February 2, 2009
On page 45 of its ethics code the New York Times offers its newsroom employees a sample letter to use in politely declining a gift. The letter explains that they may not accept “anything of value from the people or groups they cover.” Plainly, it believes the kindness of strangers can be harmful.
Indeed, its code tells employees their most solemn duty is safeguarding the newspaper’s reputation for integrity and independence. The limit on acceptable largesse is $25 for them.
And for their employer? Here the code is silent, so I can’t say the Times broke its own rules by accepting $250 million last month from Carlos Slim, the Mexican multi-billionaire who Fortune magazine figures is the richest person on earth. But that’s the best I can say for it.
Slim already invested $120 million in September – half of it vanished as the paper’s financial condition worsened. Under terms of his latest outlay he could end up the company’s largest shareholder.
True, he wouldn’t sit on the Times board and would have no voting power; only members of the Sulzberger family own voting shares.
Maybe that’s why other media have treated this largely as a footnote to the widening crisis that is swallowing the newspaper industry. It’s more than that, it’s a profoundly troubling action that raises serious doubt not just about whether the Sulzbergers will keep control of the Times, but whether they should.
Should the Times really be deepening its dependency on this man? Not to get too moralistic, but at some level a great newspaper stands for something – principles of social justice, popular sovereignty, open government, fair competition.
Carlos Slim is a predatory capitalist who built a $67 billion empire — worth a stunning 7 percent of Mexico’s gross domestic product — through political cronyism, cunning and the relentless use of monopoly power, which means charging much, delivering less and crippling competitors, real and potential.
He worked the country’s vast privatization of the early 1990s to acquire his core ownership of the national telephone system – which only half Mexico’s homes benefit from, paying rates among the highest in the developing world – and assembled a mobile phone company with 124 million subscribers in a dozen countries. He now controls over 200 companies.
He is, as a Times editorialist suggested in 2007, a “robber baron,” or as the Wall Street Journal put it, “Mexico’s Mr. Monopoly,” the well-born scion of a grotesque plutocracy that rules a country of nearly 110 million, half of them poor, a fifth of them making less than $2 a day. Thousands of his compatriots, desperate for jobs Americans won’t touch, risk their lives to flee the misery he and his pals preside over, while his own earnings, the Journal estimates, are some $27 million a day.
Maybe somebody should have drafted a polite letter of refusal for Times CEO Arthur Sulzberger Jr. Instead he accepted, from a highly problematic source, money that is at best a stopgap, which will doing nothing to overhaul the Times online business model, which continues to be based on the absurdity of trying to make money by giving away what it produces.

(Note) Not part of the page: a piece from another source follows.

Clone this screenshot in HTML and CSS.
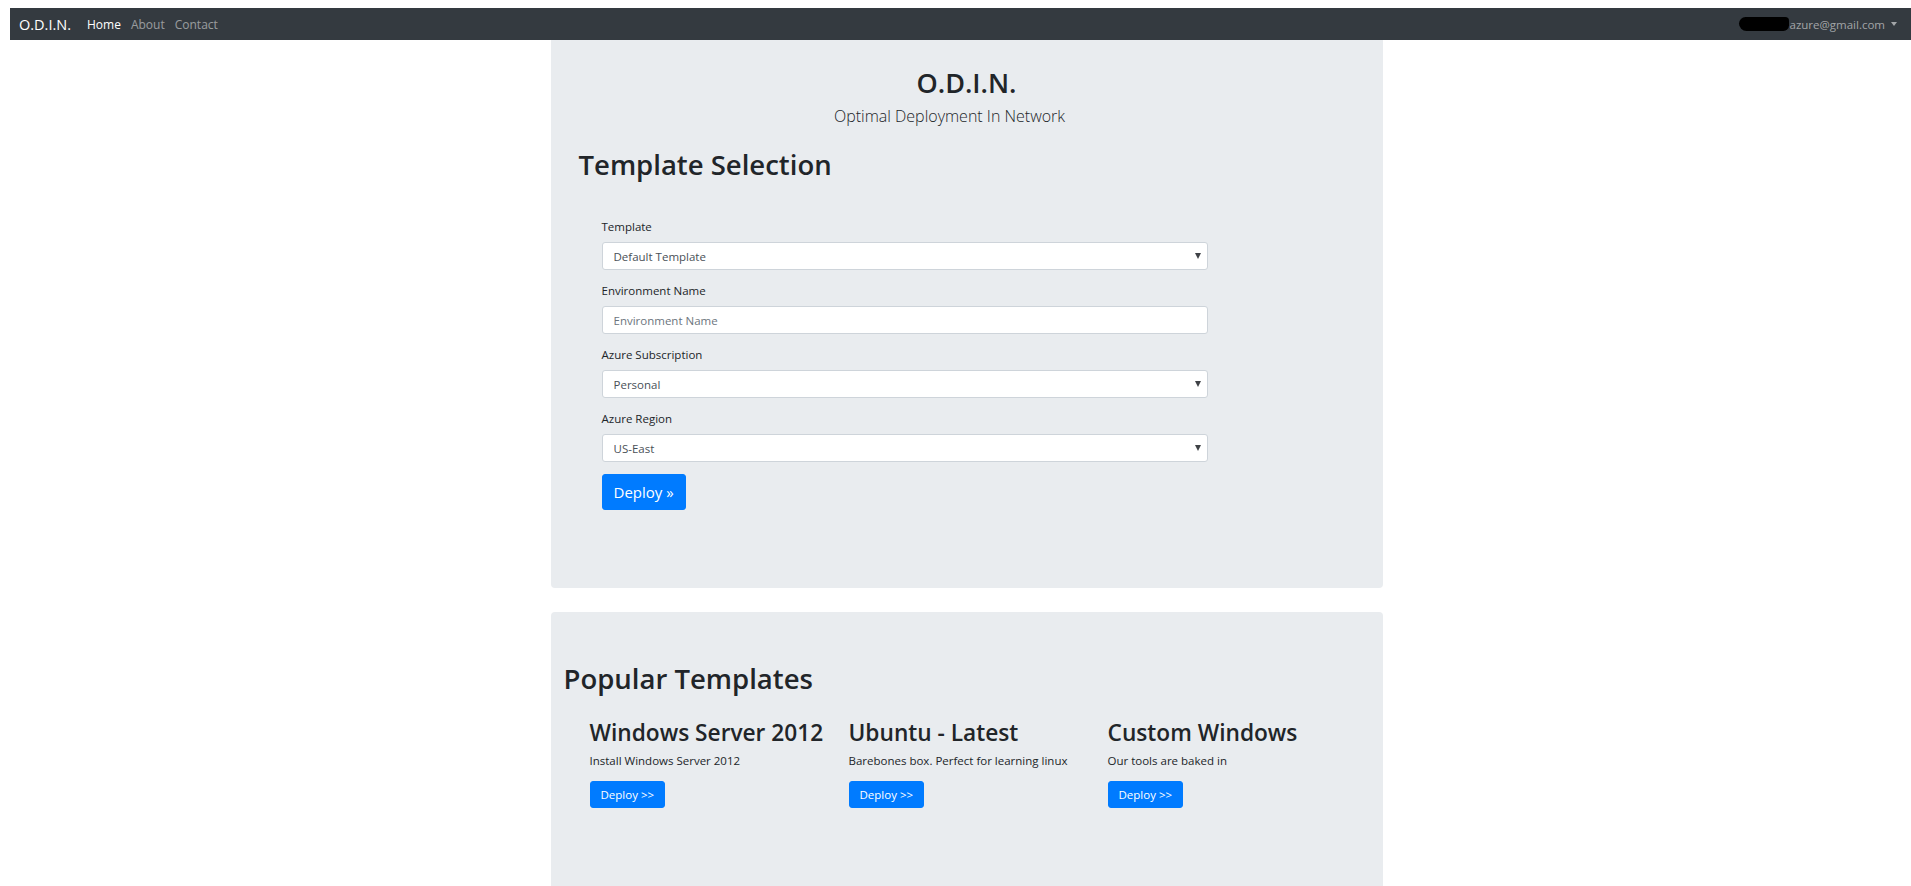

And he has embraced a conflict of interest that’s indistinguishable from the ones the Times prohibits for its own staff.
Conflict of interest is tricky. It’s not that Times reporters will be kept from stories that might displease Slim, or that causes he favors will be shilled on the paper’s op-ed page. Who knows.
It’s that Carlos Slim is a player, one of the biggest. It’s impossible to report on social, political and economic realities of the Western Hemisphere, where independent journalism is notoriously rare, without bumping into his interests or addressing the same polarities and injustices that he has prospered from. How does a Times reporter reassure a source in Mexico City who believes her boss is in Slim’s pocket? How will his competitors regard inquiries into the myriad industries where he operates?
Conflict of interest isn’t something you prove, it’s what you suspect when you know somebody has an outside obligation that would affect how they do the job you’re trusting them to do for you. Now the Times, followed avidly by journalists worldwide and by ordinary people who despair of the corruption of their own media, will be scrutinized for evidence of Slim’s off-stage influence. Finding reasons for mistrust is never hard. Now it’ll be easy.